Interestingly, the American businessman and collector Henry Walters (1848–1931) collected many of the same artists at the same time as Neumann.

In 1902, for example, Walters bought two di Biccis (Virgin and Child Enthroned with Four Saints and The Coronation of the Virgin with Angels and Four Saintsand van Heemskerck’s Panorama with the Abduction of Helen Amidst the Wonders of the Ancient World. Perhaps five years later, he bought Pittoni the Younger’s The Sacrifice of Polyxena at the Tomb of Achilles.

Neri di Bicci, <i>Virgin and Child Enthroned With Four Saints</i> (around 1450). Courtesy Walters Art Museum.

Neri di Bicci, Virgin and Child Enthroned With Four Saints (around 1450). Courtesy Walters Art Museum.

What explains his interest?

Henry Walters ended up with Heemskerck and di Bicci and people like that, all the early Italian panel paintings, because he was too cheap to buy like Frick,” said Gary Vikan, who directed Baltimore’s Walters Art Museum from 1994 until 2013 and is author of the 2020 book The Holy Shroud: A Brilliant Hoax in the Time of the Black Death.

Joseph Duveen, a baron and British art dealer, was instrumental in the deals, Vikan said.

“Walters believed Duveen was acting on his behalf, but in fact Duveen was acting on Frick’s behalf, so all the good stuff went to Frick,” Vikan said. “Duveen’s wife said that Walters was in the business of buying bric-à-brac.”

Vikan suggested that Neumann’s finances may have been similarly constrained: “To play in the big leagues, even at those days, took a lot of money.”

That said, Vikan added that the canon is dysfunctional and predisposes people to think certain artists are better than others.

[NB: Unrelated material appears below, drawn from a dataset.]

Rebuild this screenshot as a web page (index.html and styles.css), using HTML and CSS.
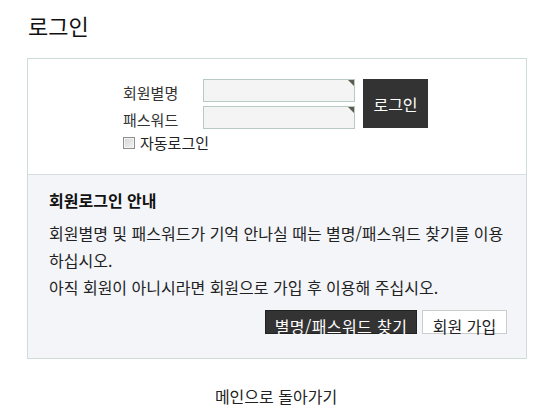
FILE: index.html
```html
<!DOCTYPE html>
<html lang="ko">
<head>
<meta charset="utf-8">
<title>로그인</title>
<link rel="stylesheet" href="styles.css">
</head>
<body>
<div class="page">
  <h1 class="title">로그인</h1>
  <div class="box">
    <div class="login-area">
      <div class="login-form">
        <div class="fields">
          <div class="field-row">
            <label class="label">회원별명</label>
            <span class="input-wrap"><input class="input" type="text"><span class="corner"></span></span>
          </div>
          <div class="field-row">
            <label class="label">패스워드</label>
            <span class="input-wrap"><input class="input" type="password"><span class="corner"></span></span>
          </div>
        </div>
        <button class="btn-login" type="button">로그인</button>
      </div>
      <div class="auto-row">
        <span class="check"></span>
        <span class="auto-label">자동로그인</span>
      </div>
    </div>
    <div class="guide">
      <h2 class="guide-title">회원로그인 안내</h2>
      <p class="guide-text">회원별명 및 패스워드가 기억 안나실 때는 별명/패스워드 찾기를 이용 하십시오.</p>
      <p class="guide-text">아직 회원이 아니시라면 회원으로 가입 후 이용해 주십시오.</p>
      <div class="guide-actions">
        <span class="btn btn-dark">별명/패스워드 찾기</span>
        <span class="btn btn-light">회원 가입</span>
      </div>
    </div>
  </div>
  <div class="back">
    <a class="back-link">메인으로 돌아가기</a>
  </div>
</div>
</body>
</html>
```
FILE: styles.css
```css
* { box-sizing: border-box; }
html, body { margin: 0; padding: 0; background: #fff; }
body {
  font-family: "Noto Sans CJK KR", "Noto Sans", sans-serif;
  color: #222;
}
.page {
  width: 500px;
  margin-left: 27px;
}
.title {
  margin: 0 0 17px 1px;
  padding-top: 10px;
  font-size: 22px;
  line-height: 31px;
  font-weight: normal;
  color: #111;
}
.box {
  border: 1px solid #cfdcd8;
  width: 500px;
}
.login-area {
  padding: 20px 0 0 95px;
  height: 115px;
}
.login-form {
  display: flex;
  align-items: flex-start;
}
.fields {
  display: flex;
  flex-direction: column;
  gap: 4px;
}
.field-row {
  display: flex;
  align-items: center;
  height: 23px;
}
.label {
  width: 80px;
  font-size: 15px;
  line-height: 20px;
  color: #333;
  padding-top: 5px;
}
.input-wrap {
  position: relative;
  display: block;
  width: 152px;
  height: 23px;
}
.input {
  display: block;
  width: 152px;
  height: 23px;
  margin: 0;
  padding: 0 4px;
  border: 1px solid #b9cac4;
  background: #f4f4f4;
  outline: none;
}
.corner {
  position: absolute;
  top: 1px;
  right: 1px;
  width: 0;
  height: 0;
  border-top: 6px solid #5b5b4f;
  border-left: 6px solid transparent;
}
.btn-login {
  margin: 0 0 0 8px;
  width: 65px;
  height: 49px;
  border: none;
  background: #333;
  color: #fff;
  font-family: inherit;
  font-size: 16px;
  padding: 0;
  cursor: pointer;
}
.auto-row {
  display: flex;
  align-items: center;
  margin-top: 5px;
  height: 18px;
}
.check {
  display: inline-block;
  width: 12px;
  height: 12px;
  border: 1px solid #8e8e8e;
  background: linear-gradient(135deg, #d6d6d6, #f2f2f2);
  box-shadow: inset 0 0 0 1px #f4f4f4;
  margin-right: 5px;
}
.auto-label {
  font-size: 15px;
  line-height: 18px;
  color: #222;
}
.guide {
  border-top: 1px solid #d6dfdd;
  background: #f3f5f9;
  padding: 12px 19px 24px 21px;
}
.guide-title {
  margin: 0 0 7px 0;
  font-size: 16px;
  line-height: 26px;
  font-weight: bold;
  color: #111;
}
.guide-text {
  margin: 0;
  font-size: 16px;
  line-height: 27px;
  color: #222;
  word-break: keep-all;
}
.guide-actions {
  display: flex;
  justify-content: flex-end;
  gap: 5px;
  margin-top: 9px;
}
.btn {
  display: block;
  height: 24px;
  padding-top: 4px;
  font-size: 16px;
  line-height: 22px;
  text-align: center;
  white-space: nowrap;
}
.btn-dark {
  width: 152px;
  background: #333;
  border: 1px solid #222;
  color: #fff;
  letter-spacing: 0.4px;
}
.btn-light {
  width: 85px;
  background: #fff;
  border: 1px solid #ccc;
  color: #222;
}
.back {
  width: 500px;
  text-align: center;
  padding-top: 25px;
}
.back-link {
  font-size: 16px;
  line-height: 24px;
  color: #222;
  margin-left: -2px;
}
```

“If I haven’t heard of the artist, if he’s not in Janson in the class I took as a sophomore in 1965, how could he be any good? Janson was a guy who knew what was going on,” Vikan said, referencing the art historian H. W. Janson, whose art history textbook taught generations of college students. 

“God willing, people will form their own judgment, and all of these guys are good,” Vikan added. “But Beethoven is Beethoven after all, isn’t he? Nobody is cheating the system on that one.”